■ **The request**
Extract the text of each entry below exactly, leaving every image behind.

----------

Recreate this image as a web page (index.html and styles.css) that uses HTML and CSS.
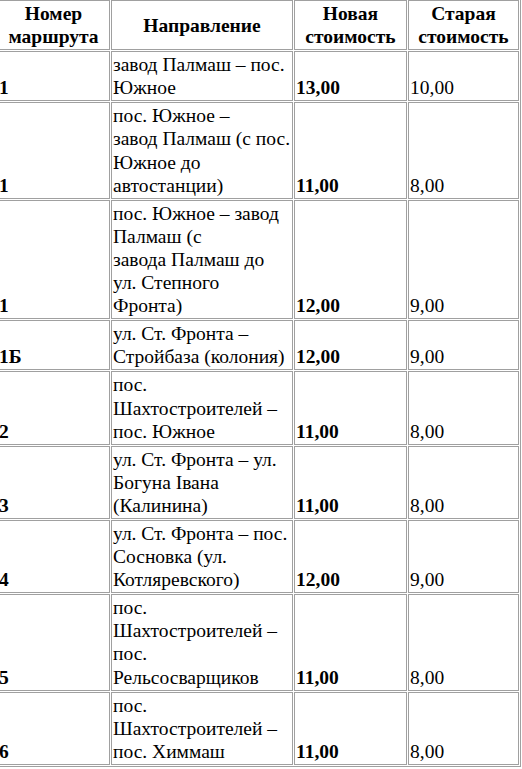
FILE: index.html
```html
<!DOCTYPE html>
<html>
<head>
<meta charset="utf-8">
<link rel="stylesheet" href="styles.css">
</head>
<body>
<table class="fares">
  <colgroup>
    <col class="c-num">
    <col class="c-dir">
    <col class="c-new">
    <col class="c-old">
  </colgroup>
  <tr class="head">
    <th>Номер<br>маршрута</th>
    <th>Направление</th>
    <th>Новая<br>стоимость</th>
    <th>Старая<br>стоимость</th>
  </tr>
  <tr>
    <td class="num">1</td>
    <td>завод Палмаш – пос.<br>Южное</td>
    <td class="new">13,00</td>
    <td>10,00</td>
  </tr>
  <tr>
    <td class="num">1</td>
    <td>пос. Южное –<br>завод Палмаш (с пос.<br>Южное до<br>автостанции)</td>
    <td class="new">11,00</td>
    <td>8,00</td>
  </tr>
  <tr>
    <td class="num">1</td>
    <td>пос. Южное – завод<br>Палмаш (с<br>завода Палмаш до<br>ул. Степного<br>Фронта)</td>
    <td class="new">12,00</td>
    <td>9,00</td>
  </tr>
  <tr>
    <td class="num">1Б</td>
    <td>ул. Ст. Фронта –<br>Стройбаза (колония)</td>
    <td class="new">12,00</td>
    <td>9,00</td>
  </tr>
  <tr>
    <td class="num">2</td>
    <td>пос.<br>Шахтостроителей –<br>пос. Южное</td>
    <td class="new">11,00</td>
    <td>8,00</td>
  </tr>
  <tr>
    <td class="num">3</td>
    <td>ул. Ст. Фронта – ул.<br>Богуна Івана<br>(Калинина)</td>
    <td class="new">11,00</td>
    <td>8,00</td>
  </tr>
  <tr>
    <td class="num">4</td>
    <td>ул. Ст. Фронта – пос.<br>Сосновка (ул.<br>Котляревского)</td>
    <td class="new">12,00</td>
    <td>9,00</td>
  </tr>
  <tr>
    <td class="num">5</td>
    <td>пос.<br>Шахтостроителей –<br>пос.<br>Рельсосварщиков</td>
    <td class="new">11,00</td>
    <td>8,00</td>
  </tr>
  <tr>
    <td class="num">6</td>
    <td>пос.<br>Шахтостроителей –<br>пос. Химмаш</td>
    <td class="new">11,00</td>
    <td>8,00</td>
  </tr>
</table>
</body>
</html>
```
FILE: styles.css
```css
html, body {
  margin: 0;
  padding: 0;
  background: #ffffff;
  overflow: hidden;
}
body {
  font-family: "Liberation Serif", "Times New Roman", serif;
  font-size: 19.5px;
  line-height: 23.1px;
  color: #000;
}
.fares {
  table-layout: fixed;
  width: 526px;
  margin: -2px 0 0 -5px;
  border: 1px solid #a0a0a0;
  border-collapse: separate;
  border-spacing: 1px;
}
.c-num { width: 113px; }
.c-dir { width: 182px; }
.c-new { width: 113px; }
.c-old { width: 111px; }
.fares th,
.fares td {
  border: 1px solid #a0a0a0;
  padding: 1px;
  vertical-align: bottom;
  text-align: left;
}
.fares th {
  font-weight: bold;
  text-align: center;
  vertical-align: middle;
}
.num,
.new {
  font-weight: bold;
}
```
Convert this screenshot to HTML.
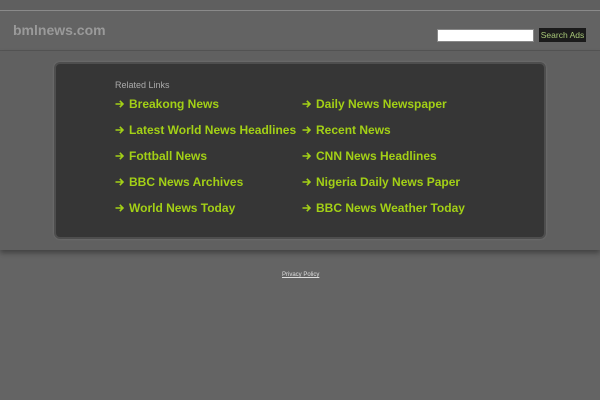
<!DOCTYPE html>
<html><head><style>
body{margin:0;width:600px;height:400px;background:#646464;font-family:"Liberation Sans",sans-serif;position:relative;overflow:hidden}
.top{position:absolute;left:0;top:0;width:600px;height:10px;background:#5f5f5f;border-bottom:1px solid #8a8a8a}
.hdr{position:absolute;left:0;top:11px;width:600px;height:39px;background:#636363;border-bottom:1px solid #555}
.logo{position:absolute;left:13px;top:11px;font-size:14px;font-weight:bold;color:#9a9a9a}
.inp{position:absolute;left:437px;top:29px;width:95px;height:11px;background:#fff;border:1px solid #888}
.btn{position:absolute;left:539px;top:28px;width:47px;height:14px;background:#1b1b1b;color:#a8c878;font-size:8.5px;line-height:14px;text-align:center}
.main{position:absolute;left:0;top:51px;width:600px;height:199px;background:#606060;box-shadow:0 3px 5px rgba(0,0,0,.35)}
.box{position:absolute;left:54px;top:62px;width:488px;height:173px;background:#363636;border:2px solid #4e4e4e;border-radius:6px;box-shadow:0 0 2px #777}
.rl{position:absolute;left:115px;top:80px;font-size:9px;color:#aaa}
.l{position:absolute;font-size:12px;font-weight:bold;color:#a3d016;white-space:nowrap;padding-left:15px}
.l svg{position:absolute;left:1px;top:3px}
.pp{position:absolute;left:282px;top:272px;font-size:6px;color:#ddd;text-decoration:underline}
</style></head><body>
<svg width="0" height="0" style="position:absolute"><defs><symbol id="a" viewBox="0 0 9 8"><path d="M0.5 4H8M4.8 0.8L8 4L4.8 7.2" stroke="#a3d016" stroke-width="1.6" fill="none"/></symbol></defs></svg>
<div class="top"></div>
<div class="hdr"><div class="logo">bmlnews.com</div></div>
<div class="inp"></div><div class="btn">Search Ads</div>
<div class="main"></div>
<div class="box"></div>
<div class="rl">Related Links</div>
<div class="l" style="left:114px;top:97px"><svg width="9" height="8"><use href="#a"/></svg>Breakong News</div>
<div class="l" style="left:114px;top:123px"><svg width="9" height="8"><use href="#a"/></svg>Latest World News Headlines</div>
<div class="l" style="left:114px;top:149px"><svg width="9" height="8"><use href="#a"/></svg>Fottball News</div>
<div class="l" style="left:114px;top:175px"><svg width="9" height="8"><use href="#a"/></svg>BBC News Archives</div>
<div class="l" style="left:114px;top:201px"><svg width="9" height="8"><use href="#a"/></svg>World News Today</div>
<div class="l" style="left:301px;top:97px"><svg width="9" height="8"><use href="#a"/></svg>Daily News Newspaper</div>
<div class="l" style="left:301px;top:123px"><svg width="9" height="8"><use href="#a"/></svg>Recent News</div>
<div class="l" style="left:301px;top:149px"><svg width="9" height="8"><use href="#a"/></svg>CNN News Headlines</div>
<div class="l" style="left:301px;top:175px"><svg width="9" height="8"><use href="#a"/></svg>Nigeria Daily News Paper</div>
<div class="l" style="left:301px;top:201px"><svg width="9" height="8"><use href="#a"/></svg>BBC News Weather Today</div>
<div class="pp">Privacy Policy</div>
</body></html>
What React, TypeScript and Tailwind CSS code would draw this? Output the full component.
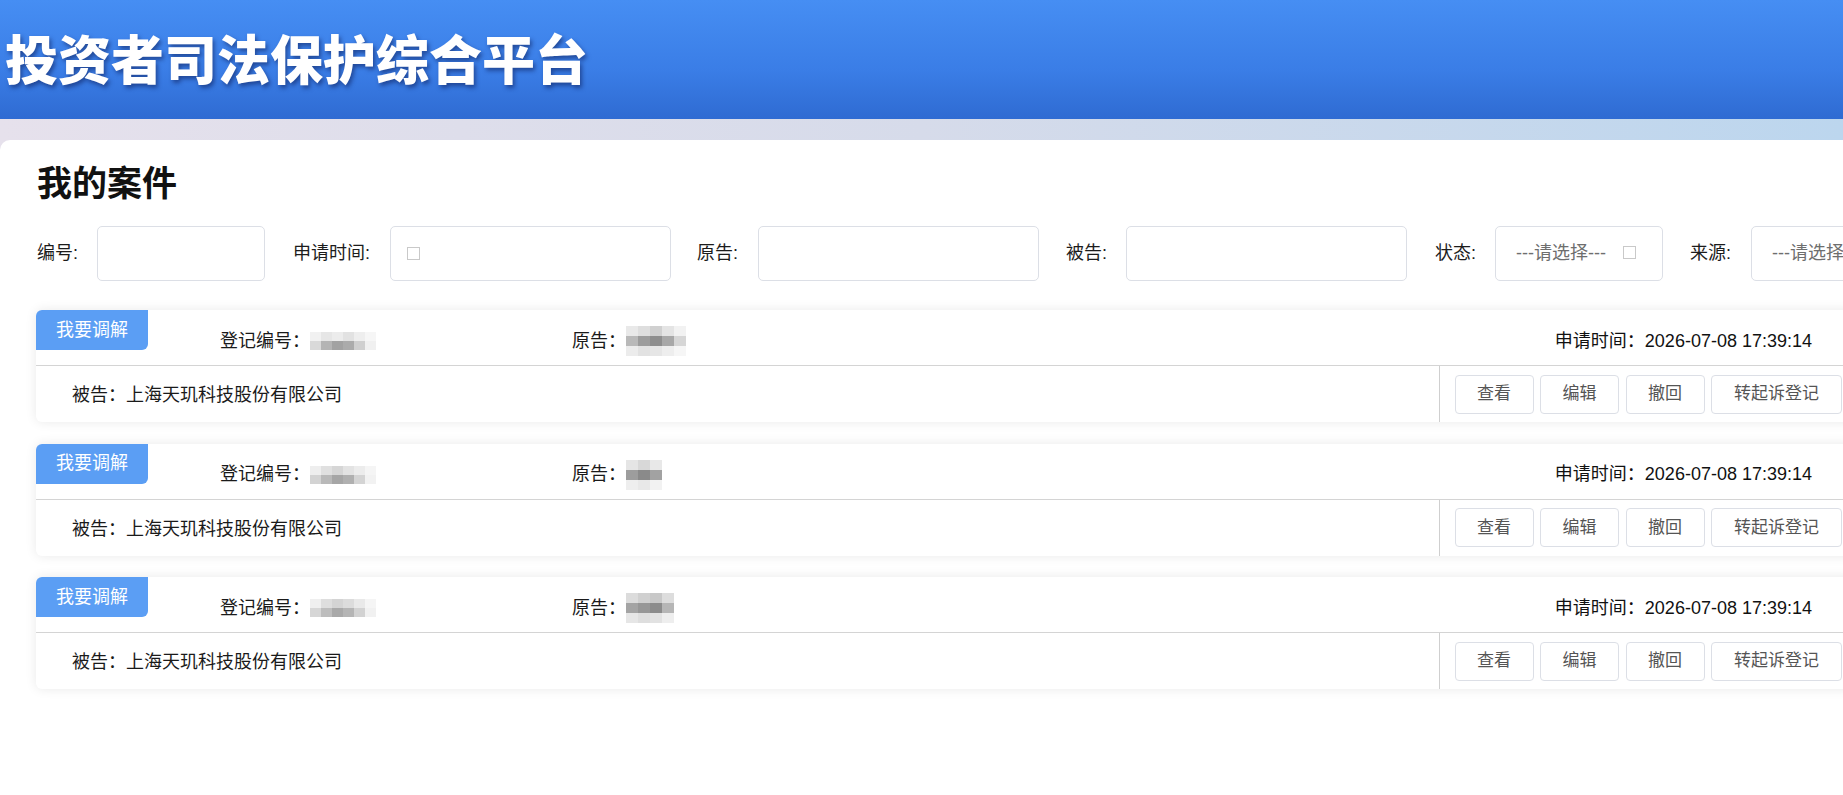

----------

■ **Reply**
Recreate this image as a web page (index.html and styles.css) that uses HTML and CSS.
FILE: index.html
```html
<!DOCTYPE html>
<html>
<head>
<meta charset="utf-8">
<link rel="stylesheet" href="styles.css">
</head>
<body>
<table class="fares">
  <colgroup>
    <col class="c-num">
    <col class="c-dir">
    <col class="c-new">
    <col class="c-old">
  </colgroup>
  <tr class="head">
    <th>Номер<br>маршрута</th>
    <th>Направление</th>
    <th>Новая<br>стоимость</th>
    <th>Старая<br>стоимость</th>
  </tr>
  <tr>
    <td class="num">1</td>
    <td>завод Палмаш – пос.<br>Южное</td>
    <td class="new">13,00</td>
    <td>10,00</td>
  </tr>
  <tr>
    <td class="num">1</td>
    <td>пос. Южное –<br>завод Палмаш (с пос.<br>Южное до<br>автостанции)</td>
    <td class="new">11,00</td>
    <td>8,00</td>
  </tr>
  <tr>
    <td class="num">1</td>
    <td>пос. Южное – завод<br>Палмаш (с<br>завода Палмаш до<br>ул. Степного<br>Фронта)</td>
    <td class="new">12,00</td>
    <td>9,00</td>
  </tr>
  <tr>
    <td class="num">1Б</td>
    <td>ул. Ст. Фронта –<br>Стройбаза (колония)</td>
    <td class="new">12,00</td>
    <td>9,00</td>
  </tr>
  <tr>
    <td class="num">2</td>
    <td>пос.<br>Шахтостроителей –<br>пос. Южное</td>
    <td class="new">11,00</td>
    <td>8,00</td>
  </tr>
  <tr>
    <td class="num">3</td>
    <td>ул. Ст. Фронта – ул.<br>Богуна Івана<br>(Калинина)</td>
    <td class="new">11,00</td>
    <td>8,00</td>
  </tr>
  <tr>
    <td class="num">4</td>
    <td>ул. Ст. Фронта – пос.<br>Сосновка (ул.<br>Котляревского)</td>
    <td class="new">12,00</td>
    <td>9,00</td>
  </tr>
  <tr>
    <td class="num">5</td>
    <td>пос.<br>Шахтостроителей –<br>пос.<br>Рельсосварщиков</td>
    <td class="new">11,00</td>
    <td>8,00</td>
  </tr>
  <tr>
    <td class="num">6</td>
    <td>пос.<br>Шахтостроителей –<br>пос. Химмаш</td>
    <td class="new">11,00</td>
    <td>8,00</td>
  </tr>
</table>
</body>
</html>
```
FILE: styles.css
```css
html, body {
  margin: 0;
  padding: 0;
  background: #ffffff;
  overflow: hidden;
}
body {
  font-family: "Liberation Serif", "Times New Roman", serif;
  font-size: 19.5px;
  line-height: 23.1px;
  color: #000;
}
.fares {
  table-layout: fixed;
  width: 526px;
  margin: -2px 0 0 -5px;
  border: 1px solid #a0a0a0;
  border-collapse: separate;
  border-spacing: 1px;
}
.c-num { width: 113px; }
.c-dir { width: 182px; }
.c-new { width: 113px; }
.c-old { width: 111px; }
.fares th,
.fares td {
  border: 1px solid #a0a0a0;
  padding: 1px;
  vertical-align: bottom;
  text-align: left;
}
.fares th {
  font-weight: bold;
  text-align: center;
  vertical-align: middle;
}
.num,
.new {
  font-weight: bold;
}
```
Convert this screenshot to HTML.
<!DOCTYPE html>
<html><head><style>
body{margin:0;width:600px;height:400px;background:#646464;font-family:"Liberation Sans",sans-serif;position:relative;overflow:hidden}
.top{position:absolute;left:0;top:0;width:600px;height:10px;background:#5f5f5f;border-bottom:1px solid #8a8a8a}
.hdr{position:absolute;left:0;top:11px;width:600px;height:39px;background:#636363;border-bottom:1px solid #555}
.logo{position:absolute;left:13px;top:11px;font-size:14px;font-weight:bold;color:#9a9a9a}
.inp{position:absolute;left:437px;top:29px;width:95px;height:11px;background:#fff;border:1px solid #888}
.btn{position:absolute;left:539px;top:28px;width:47px;height:14px;background:#1b1b1b;color:#a8c878;font-size:8.5px;line-height:14px;text-align:center}
.main{position:absolute;left:0;top:51px;width:600px;height:199px;background:#606060;box-shadow:0 3px 5px rgba(0,0,0,.35)}
.box{position:absolute;left:54px;top:62px;width:488px;height:173px;background:#363636;border:2px solid #4e4e4e;border-radius:6px;box-shadow:0 0 2px #777}
.rl{position:absolute;left:115px;top:80px;font-size:9px;color:#aaa}
.l{position:absolute;font-size:12px;font-weight:bold;color:#a3d016;white-space:nowrap;padding-left:15px}
.l svg{position:absolute;left:1px;top:3px}
.pp{position:absolute;left:282px;top:272px;font-size:6px;color:#ddd;text-decoration:underline}
</style></head><body>
<svg width="0" height="0" style="position:absolute"><defs><symbol id="a" viewBox="0 0 9 8"><path d="M0.5 4H8M4.8 0.8L8 4L4.8 7.2" stroke="#a3d016" stroke-width="1.6" fill="none"/></symbol></defs></svg>
<div class="top"></div>
<div class="hdr"><div class="logo">bmlnews.com</div></div>
<div class="inp"></div><div class="btn">Search Ads</div>
<div class="main"></div>
<div class="box"></div>
<div class="rl">Related Links</div>
<div class="l" style="left:114px;top:97px"><svg width="9" height="8"><use href="#a"/></svg>Breakong News</div>
<div class="l" style="left:114px;top:123px"><svg width="9" height="8"><use href="#a"/></svg>Latest World News Headlines</div>
<div class="l" style="left:114px;top:149px"><svg width="9" height="8"><use href="#a"/></svg>Fottball News</div>
<div class="l" style="left:114px;top:175px"><svg width="9" height="8"><use href="#a"/></svg>BBC News Archives</div>
<div class="l" style="left:114px;top:201px"><svg width="9" height="8"><use href="#a"/></svg>World News Today</div>
<div class="l" style="left:301px;top:97px"><svg width="9" height="8"><use href="#a"/></svg>Daily News Newspaper</div>
<div class="l" style="left:301px;top:123px"><svg width="9" height="8"><use href="#a"/></svg>Recent News</div>
<div class="l" style="left:301px;top:149px"><svg width="9" height="8"><use href="#a"/></svg>CNN News Headlines</div>
<div class="l" style="left:301px;top:175px"><svg width="9" height="8"><use href="#a"/></svg>Nigeria Daily News Paper</div>
<div class="l" style="left:301px;top:201px"><svg width="9" height="8"><use href="#a"/></svg>BBC News Weather Today</div>
<div class="pp">Privacy Policy</div>
</body></html>
What React, TypeScript and Tailwind CSS code would draw this? Output the full component.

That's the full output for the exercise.